Three Tactics To Help You Maintain Control:
  1. Control the Agenda: Always set the agenda and let the suppliers know what you want to discuss
  2. Set the Negotiation Terms: If you don’t, the supplier will. Whether it’s round 1 or 2, you need to make it clear where you want the supplier to improve their value or else they may choose the areas most advantageous to them.
  3. Align Your Incentives: It’s important to get a great deal, but it’s equally as important to make sure your supplier is also happy. If your supplier isn’t happy, it will affect their performance or the cost. In what we call the “whack-a-mole” concept, an unhappy supplier will find a way to create disruption.

9. What is the post contract execution plan?

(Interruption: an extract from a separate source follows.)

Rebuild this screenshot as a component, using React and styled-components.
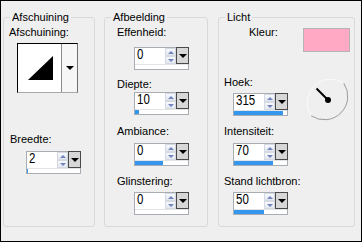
import React from 'react';
import styled, { createGlobalStyle } from 'styled-components';

const GlobalStyle = createGlobalStyle`
  html, body {
    margin: 0;
    padding: 0;
    background: #fff;
  }
  body {
    font-family: "Liberation Sans", Arial, sans-serif;
  }
`;

const bevel = [
    { label: 'Breedte:', value: '2', fill: 2, mt: 40, ml: 6, ct: 5, cl: 22 },
];

const image = [
    { label: 'Effenheid:', value: '0', fill: 0, mt: 2, ct: 8 },
    { label: 'Diepte:', value: '10', fill: 8, mt: 8, ct: 1 },
    { label: 'Ambiance:', value: '0', fill: 53, mt: 10, ct: 5 },
    { label: 'Glinstering:', value: '0', fill: 0, mt: 9, ct: 4 },
];

const light = [
    { label: 'Intensiteit:', value: '70', fill: 74, mt: 1, ct: 5 },
    { label: 'Stand lichtbron:', value: '50', fill: 57, mt: 9, ct: 4 },
];

const Spin = ({ value, fill, $mt, $ml }) => (
    <SpinBox $mt={ $mt } $ml={ $ml }>
        <SpinTop>
            <Edit><Digits>{ value }</Digits></Edit>
            <Arrows>
                <ArrowHalf><Up /></ArrowHalf>
                <ArrowHalf><Down /></ArrowHalf>
            </Arrows>
            <Drop><DropArrow /></Drop>
        </SpinTop>
        <Track>
            <Bar style={ { width: `${fill}%` } } />
        </Track>
    </SpinBox>
);

const App = () => {
    return (
        <>
            <GlobalStyle />
            <Frame>
                <Group $w={ 92 } $ml={ 0 }>
                    <Legend>Afschuining</Legend>
                    <Body>
                        <Label $mt={ 2 } $ml={ 5 }>Afschuining:</Label>
                        <Preview>
                            <PreviewArea>
                                <svg width="43" height="48" viewBox="0 0 43 48">
                                    <polygon points="10,36 35,36 35,12" fill="#000" />
                                </svg>
                            </PreviewArea>
                            <PreviewButton><DropArrow /></PreviewButton>
                        </Preview>
                        { bevel.map((f) => (
                            <React.Fragment key={ f.label }>
                                <Label $mt={ f.mt } $ml={ f.ml }>{ f.label }</Label>
                                <Spin value={ f.value } fill={ f.fill } $mt={ f.ct } $ml={ f.cl } />
                            </React.Fragment>
                        )) }
                    </Body>
                </Group>

                <Group $w={ 104 } $ml={ 9 }>
                    <Legend>Afbeelding</Legend>
                    <Body>
                        { image.map((f) => (
                            <React.Fragment key={ f.label }>
                                <Label $mt={ f.mt } $ml={ 12 }>{ f.label }</Label>
                                <Spin value={ f.value } fill={ f.fill } $mt={ f.ct } $ml={ 29 } />
                            </React.Fragment>
                        )) }
                    </Body>
                </Group>

                <Group $w={ 137 } $ml={ 10 }>
                    <Legend>Licht</Legend>
                    <Body>
                        <Row $mt={ 2 }>
                            <Label $mt={ 0 } $ml={ 30 }>Kleur:</Label>
                            <Swatch />
                        </Row>
                        <Row $mt={ 24 }>
                            <Column>
                                <Label $mt={ 0 } $ml={ 5 }>Hoek:</Label>
                                <Spin value="315" fill={ 92 } $mt={ 4 } $ml={ 14 } />
                            </Column>
                            <Dial width="48" height="48" viewBox="0 0 48 48">
                                <path d="M40.8 7.2 A23.5 23.5 0 0 0 8.2 39.8" fill="none" stroke="#fbfbfb" strokeWidth="1" />
                                <path d="M8.2 39.8 A23.5 23.5 0 0 0 40.8 7.2" fill="none" stroke="#9a9a9a" strokeWidth="1" />
                                <line x1="13.5" y1="12.5" x2="25" y2="24" stroke="#000" strokeWidth="2" />
                                <circle cx="25" cy="24" r="3" fill="#000" />
                            </Dial>
                        </Row>
                        { light.map((f) => (
                            <React.Fragment key={ f.label }>
                                <Label $mt={ f.mt } $ml={ 5 }>{ f.label }</Label>
                                <Spin value={ f.value } fill={ f.fill } $mt={ f.ct } $ml={ 14 } />
                            </React.Fragment>
                        )) }
                    </Body>
                </Group>
            </Frame>
        </>
    );
};

export default App;

const Frame = styled.div`
    width: 362px;
    height: 242px;
    box-sizing: border-box;
    border: 1px solid #000;
    background-color: #efefef;
    display: flex;
    align-items: flex-start;
    padding: 10px 0 0 2px;
`;

const Group = styled.fieldset`
    width: ${ (p) => p.$w }px;
    height: 216px;
    box-sizing: border-box;
    margin: 0 0 0 ${ (p) => p.$ml }px;
    padding: 0;
    min-width: 0;
    border: 1px solid #d6dadc;
    border-radius: 3px;
`;

const Legend = styled.legend`
    margin-left: 6px;
    padding: 0 2px;
    font-size: 11px;
    line-height: 13px;
    color: #000;
`;

const Body = styled.div`
    display: flex;
    flex-direction: column;
    align-items: flex-start;
`;

const Row = styled.div`
    align-self: stretch;
    display: flex;
    align-items: flex-start;
    margin-top: ${ (p) => p.$mt }px;
`;

const Column = styled.div`
    display: flex;
    flex-direction: column;
    align-items: flex-start;
`;

const Label = styled.div`
    font-size: 11px;
    line-height: 13px;
    color: #000;
    white-space: nowrap;
    margin-top: ${ (p) => p.$mt }px;
    margin-left: ${ (p) => p.$ml }px;
`;

const Preview = styled.div`
    width: 61px;
    height: 50px;
    box-sizing: border-box;
    margin: 4px 0 0 13px;
    display: flex;
    border-top: 1px solid #000;
    border-left: 1px solid #000;
    border-right: 1px solid #707070;
    border-bottom: 1px solid #a8a8a8;
`;

const PreviewArea = styled.div`
    flex: 1;
    background-color: #fff;
    display: flex;
`;

const PreviewButton = styled.div`
    width: 16px;
    border-left: 1px solid #8a8a8a;
    background-color: #f6f6f6;
    display: flex;
    align-items: center;
    justify-content: center;
`;

const SpinBox = styled.div`
    width: 55px;
    height: 23px;
    box-sizing: border-box;
    margin-top: ${ (p) => p.$mt }px;
    margin-left: ${ (p) => p.$ml }px;
    border: 1px solid #a7adb3;
    background-color: #fff;
    display: flex;
    flex-direction: column;
`;

const SpinTop = styled.div`
    height: 16px;
    display: flex;
`;

const Edit = styled.div`
    flex: 1;
    padding-left: 2px;
    font-size: 14px;
    line-height: 13px;
    color: #000;
`;

const Digits = styled.span`
    display: inline-block;
    transform: scaleX(0.82);
    transform-origin: left center;
`;

const Arrows = styled.div`
    width: 11px;
    display: flex;
    flex-direction: column;
`;

const ArrowHalf = styled.div`
    flex: 1;
    box-sizing: border-box;
    border: 1px solid #d4d9e2;
    background: linear-gradient(#f7f9fc, #e2e7f0);
    display: flex;
    align-items: center;
    justify-content: center;
`;

const Up = styled.div`
    width: 0;
    height: 0;
    border-left: 3px solid transparent;
    border-right: 3px solid transparent;
    border-bottom: 3px solid #7384bd;
`;

const Down = styled.div`
    width: 0;
    height: 0;
    border-left: 3px solid transparent;
    border-right: 3px solid transparent;
    border-top: 3px solid #7384bd;
`;

const Drop = styled.div`
    width: 13px;
    height: 17px;
    box-sizing: border-box;
    margin: -1px -1px 0 0;
    border: 1px solid #4a4a4a;
    background-color: #d7d7d7;
    display: flex;
    align-items: center;
    justify-content: center;
`;

const DropArrow = styled.div`
    width: 0;
    height: 0;
    border-left: 4px solid transparent;
    border-right: 4px solid transparent;
    border-top: 4px solid #000;
`;

const Track = styled.div`
    flex: 1;
    display: flex;
    align-items: flex-end;
    background-color: #fff;
    border-top: 1px solid #e4e4e4;
`;

const Bar = styled.div`
    height: 4px;
    background-color: #3596ee;
`;

const Swatch = styled.div`
    width: 47px;
    height: 24px;
    box-sizing: border-box;
    margin: 2px 4px 0 auto;
    border: 1px solid #b4b4b4;
    background-color: #ffa9c5;
`;

const Dial = styled.svg`
    display: block;
    margin: 0 3px 0 auto;
`;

Sourcing is only half the battle. The other half is realizing the benefits of what you worked so hard for – the program adoption and compliance. Make sure you have the appropriate resources ready to implement the program and ask the supplier for help. Suppliers have done this before and will often have recommendations on the appropriate budget, skillsets, timing, and the overall plan. Suppliers are generally willing to and can always provide “free” tips and tricks. It’s often to their advantage to do so.

10. Should your involvement end after a contract is signed?

Switching costs are always high. In general, if companies put as much effort into Supplier Relationship Management (SRM) as they put into sourcing, they would realize much longer-term value from a program, and not need to go to market as frequently.

Supplier scorecards, frequent business reviews, and a strategy that segments your suppliers into various tiers (e.g., strategic, collaborative) are common tactics to effective SRM.

If engaged appropriately and with the right contracting structure (i.e., one that incentivizes both parties to improve), your company/supplier relationship will allow both parties to learn from each other and ultimately enhance their service/product offerings and improve overall efficiency. There are advantages to being an exemplary supplier or an exemplary client.